4.6.4. De belangen van de stichting en [X.] afwegend en rekening houdend met de omstandigheid dat de stichting heeft nagelaten om in verband met voornoemde omstandigheden voor [X.] een deugdelijke financiële voorziening te treffen is het hof – met de kantonrechter – van oordeel dat sprake is van een kennelijk onredelijke opzegging van het dienstverband.
4.6.5. De door de kantonrechter vastgestelde schadevergoeding van € 75.000,-- bruto oordeelt het hof in overeenstemming met de wettelijke maatstaven, gelet op de hiervoor onder 4.6.3. vermelde omstandigheden, het laatstverdiende loon van [X.] vermeerderd met vakantietoeslag en emolumenten. Ook neemt het hof in aanmerking dat de stichting het loon van [X.] gedurende het eerste ziektejaar heeft doorbetaald en vervolgens de WAO-uitkering gedurende een jaar tot 100% van het laatstgenoten loon heeft gesuppleerd. Tot slot houdt het hof rekening met de door de stichting in acht genomen opzegtermijn zoals hiervoor onder 4.2.4. is vermeld en met het feit dat de PGGM de WAO-uitkering van [X.] tot 70% van het laatstverdiende loon aanvult.
4.7. Op grond van het vorenstaande faalt grief 3 voor zover de stichting daarin opkomt tegen het toekennen van enige vergoeding.
Subsidiair heeft de stichting in grief 3 aangevoerd dat de kantonrechter ten onrechte de wettelijke rente heeft toegekend vanaf de datum van het ontslag. Ter toelichting op dit onderdeel van de grief voert de stichting aan dat de wettelijke rente eerst ingaat vanaf de datum van het in eerste aanleg gewezen vonnis omdat die uitspraak constitutief is.
Deze subsidiair aangevoerde grief faalt.
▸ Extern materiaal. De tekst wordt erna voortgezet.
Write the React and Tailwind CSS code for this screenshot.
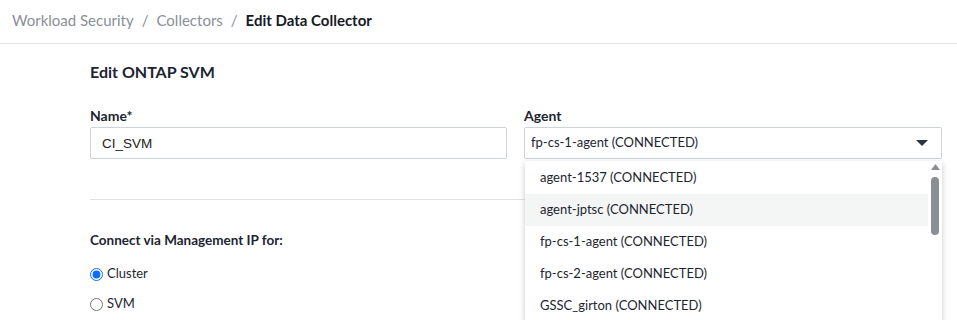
import React from 'react';

const agents = [
  'agent-1537 (CONNECTED)',
  'agent-jptsc (CONNECTED)',
  'fp-cs-1-agent (CONNECTED)',
  'fp-cs-2-agent (CONNECTED)',
  'GSSC_girton (CONNECTED)',
];

export default function App() {
  return (
    <div className="w-[957px] h-[320px] overflow-hidden bg-white text-[#1d2431] font-['Lato','Liberation_Sans',sans-serif]">
      {/* Breadcrumb */}
      <div className="h-[44px] border-b border-[#e4e4e4] flex items-center px-3 pb-[2px] text-[15px]">
        <span className="text-[#8a8f98]">Workload Security</span>
        <span className="text-[#8a8f98] mx-2">/</span>
        <span className="text-[#8a8f98]">Collectors</span>
        <span className="text-[#8a8f98] mx-2">/</span>
        <span className="font-bold text-[#141a24]">Edit Data Collector</span>
      </div>

      <div className="pl-[90px] pr-[16px]">
        <h1 className="text-[16px] font-bold mt-[18px] leading-[20px]">Edit ONTAP SVM</h1>

        <div className="grid grid-cols-[417px_418px] gap-x-[17px] mt-[26px]">
          <div>
            <label className="block text-[14px] font-bold leading-[16px] mb-[3px]">Name*</label>
            <input
              type="text"
              defaultValue="CI_SVM"
              className="w-full h-[32px] border border-[#cdd3db] rounded-[2px] px-[11px] text-[13.5px] text-[#222] font-['Liberation_Sans',sans-serif] outline-none"
            />
          </div>
          <div className="relative">
            <label className="block text-[14px] font-bold leading-[16px] mb-[3px]">Agent</label>
            <div className="h-[32px] border border-[#cdd3db] rounded-[2px] pl-[6px] pr-[8px] flex items-center justify-between text-[13px]">
              <span>fp-cs-1-agent (CONNECTED)</span>
              <svg width="12" height="8" viewBox="0 0 12 8" className="mr-[5px]">
                <path d="M0 1 L12 1 L6 7 Z" fill="#2b3440" />
              </svg>
            </div>

            {/* Dropdown list */}
            <div className="absolute left-[1px] right-0 top-[53px] h-[168px] bg-white shadow-[0_2px_6px_rgba(0,0,0,0.22)] flex z-10">
              <ul className="flex-1 pt-[1px]">
                {agents.map((a, i) => (
                  <li
                    key={a}
                    className={`h-[32px] flex items-center pl-[15px] text-[13px] ${i === 1 ? 'bg-[#f4f5f5]' : ''}`}
                  >
                    {a}
                  </li>
                ))}
              </ul>
              <div className="w-[14px] flex flex-col items-center pt-[3px]">
                <svg width="9" height="6" viewBox="0 0 9 6">
                  <path d="M0 6 L4.5 0 L9 6 Z" fill="#8a8e95" />
                </svg>
                <div className="w-[8px] h-[58px] rounded-[4px] bg-[#8a8e95] mt-[7px]" />
              </div>
            </div>
          </div>
        </div>

        <div className="border-t border-[#e2e2e2] mt-[40px] mr-[30px]" />

        <div className="text-[13.5px] font-bold mt-[32px] leading-[16px]">Connect via Management IP for:</div>
        <div className="mt-[18px] flex flex-col gap-[14px] text-[13px]">
          <label className="flex items-center gap-[4px] h-[16px]">
            <input type="radio" name="mip" defaultChecked className="m-0 w-[13px] h-[13px] accent-[#0a6cff]" />
            Cluster
          </label>
          <label className="flex items-center gap-[4px] h-[16px]">
            <input type="radio" name="mip" className="m-0 w-[13px] h-[13px]" />
            SVM
          </label>
        </div>
      </div>
    </div>
  );
}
Op goede grond heeft de kantonrechter de wettelijke rente doen ingaan vanaf de datum van het ontslag. De stichting had immers een kennelijk onredelijke opzegging van de arbeidsovereenkomst kunnen voorkomen door jegens [X.] zorg te dragen voor een redelijke financiële vergoeding.
4.8. Grief 4 heeft geen zelfstandige betekenis en behoeft derhalve geen bespreking.
4.9. Het hof passeert het door de stichting gedane bewijsaanbod als zijnde niet ter zake dienend.
4.10. Het voorgaande betekent dat de grieven falen. Het vonnis waarvan beroep zal worden bekrachtigd onder aanvulling van de gronden. De stichting zal als de in het ongelijk gestelde partij worden veroordeeld in de proceskosten van het hoger beroep.
- bekrachtigt het vonnis waarvan beroep onder aanvulling van de gronden;
- veroordeelt de stichting in de proceskosten van het hoger beroep aan de zijde van [X.] gevallen en begroot op € 244,-- wegens verschotten en op € 4.893,-- wegens salaris procureur.
Dit arrest is gewezen door mrs. Aarts, Waaijers en Walsteijn en uitgesproken door de rolraadsheer ter openbare terechtzitting van dit hof op 20 februari 2007.